■ **REQUIRED WORK**:
Reproduce the full listing below unchanged, apart from the pictures.

■ **RECORDED DATA**:
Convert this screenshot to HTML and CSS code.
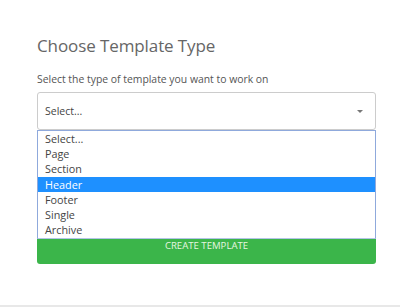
FILE: index.html
```html
<!DOCTYPE html>
<html lang="en">
<head>
  <meta charset="UTF-8">
  <title>Choose Template Type</title>
  <link rel="stylesheet" href="styles.css">
</head>
<body>
  <div class="modal">
    <h2>Choose Template Type</h2>
    <label class="field-label">Select the type of template you want to work on</label>
    <div class="select-box">
      <span>Select...</span>
      <span class="caret"></span>
    </div>
    <ul class="options">
      <li>Select...</li>
      <li>Page</li>
      <li>Section</li>
      <li class="active">Header</li>
      <li>Footer</li>
      <li>Single</li>
      <li>Archive</li>
    </ul>
    <button class="create-btn">CREATE TEMPLATE</button>
  </div>
  <div class="footer-line"></div>
</body>
</html>
```

FILE: styles.css
```css
body {
  margin: 0;
  font-family: 'Open Sans', Arial, sans-serif;
  background: #fff;
  color: #555;
}
.modal {
  width: 339px;
  padding: 34px 0 0 37px;
  height: 271px;
}
h2 {
  margin: 0 0 14px 0;
  font-size: 17px;
  font-weight: normal;
  color: #666;
  line-height: 24px;
  letter-spacing: -0.1px;
}
.field-label {
  display: block;
  font-size: 10.4px;
  line-height: 14px;
  color: #555;
  margin-bottom: 6px;
}
.select-box {
  display: flex;
  align-items: center;
  justify-content: space-between;
  height: 36px;
  border: 1px solid #ccc;
  border-radius: 3px;
  padding: 0 12px 0 7px;
  font-size: 10.5px;
  color: #444;
}
.caret {
  width: 0;
  height: 0;
  border-left: 3px solid transparent;
  border-right: 3px solid transparent;
  border-top: 3px solid #777;
}
.options {
  list-style: none;
  margin: 0;
  padding: 0 0 1px 0;
  border: 1px solid #8fa9dc;
  border-bottom-color: #b3c4e6;
}
.options li {
  height: 15.2px;
  line-height: 15px;
  padding-left: 7px;
  font-size: 10.8px;
  color: #444;
}
.options li.active {
  background: #1e90ff;
  color: #fff;
}
.create-btn {
  display: block;
  width: 100%;
  height: 25px;
  border: none;
  border-radius: 0 0 3px 3px;
  background: #3bb54a;
  color: #e6f5e0;
  font-family: inherit;
  font-size: 9.6px;
  line-height: 14px;
  padding: 0 0 11px 0;
  cursor: pointer;
}
.footer-line {
  border-top: 2px solid #e8e8e8;
}
```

■ **EXERCISE OUTPUT**:
Convert this screenshot to HTML and CSS code.
FILE: index.html
```html
<!DOCTYPE html>
<html lang="en">
<head>
  <meta charset="UTF-8">
  <title>Choose Template Type</title>
  <link rel="stylesheet" href="styles.css">
</head>
<body>
  <div class="modal">
    <h2>Choose Template Type</h2>
    <label class="field-label">Select the type of template you want to work on</label>
    <div class="select-box">
      <span>Select...</span>
      <span class="caret"></span>
    </div>
    <ul class="options">
      <li>Select...</li>
      <li>Page</li>
      <li>Section</li>
      <li class="active">Header</li>
      <li>Footer</li>
      <li>Single</li>
      <li>Archive</li>
    </ul>
    <button class="create-btn">CREATE TEMPLATE</button>
  </div>
  <div class="footer-line"></div>
</body>
</html>
```

FILE: styles.css
```css
body {
  margin: 0;
  font-family: 'Open Sans', Arial, sans-serif;
  background: #fff;
  color: #555;
}
.modal {
  width: 339px;
  padding: 34px 0 0 37px;
  height: 271px;
}
h2 {
  margin: 0 0 14px 0;
  font-size: 17px;
  font-weight: normal;
  color: #666;
  line-height: 24px;
  letter-spacing: -0.1px;
}
.field-label {
  display: block;
  font-size: 10.4px;
  line-height: 14px;
  color: #555;
  margin-bottom: 6px;
}
.select-box {
  display: flex;
  align-items: center;
  justify-content: space-between;
  height: 36px;
  border: 1px solid #ccc;
  border-radius: 3px;
  padding: 0 12px 0 7px;
  font-size: 10.5px;
  color: #444;
}
.caret {
  width: 0;
  height: 0;
  border-left: 3px solid transparent;
  border-right: 3px solid transparent;
  border-top: 3px solid #777;
}
.options {
  list-style: none;
  margin: 0;
  padding: 0 0 1px 0;
  border: 1px solid #8fa9dc;
  border-bottom-color: #b3c4e6;
}
.options li {
  height: 15.2px;
  line-height: 15px;
  padding-left: 7px;
  font-size: 10.8px;
  color: #444;
}
.options li.active {
  background: #1e90ff;
  color: #fff;
}
.create-btn {
  display: block;
  width: 100%;
  height: 25px;
  border: none;
  border-radius: 0 0 3px 3px;
  background: #3bb54a;
  color: #e6f5e0;
  font-family: inherit;
  font-size: 9.6px;
  line-height: 14px;
  padding: 0 0 11px 0;
  cursor: pointer;
}
.footer-line {
  border-top: 2px solid #e8e8e8;
}
```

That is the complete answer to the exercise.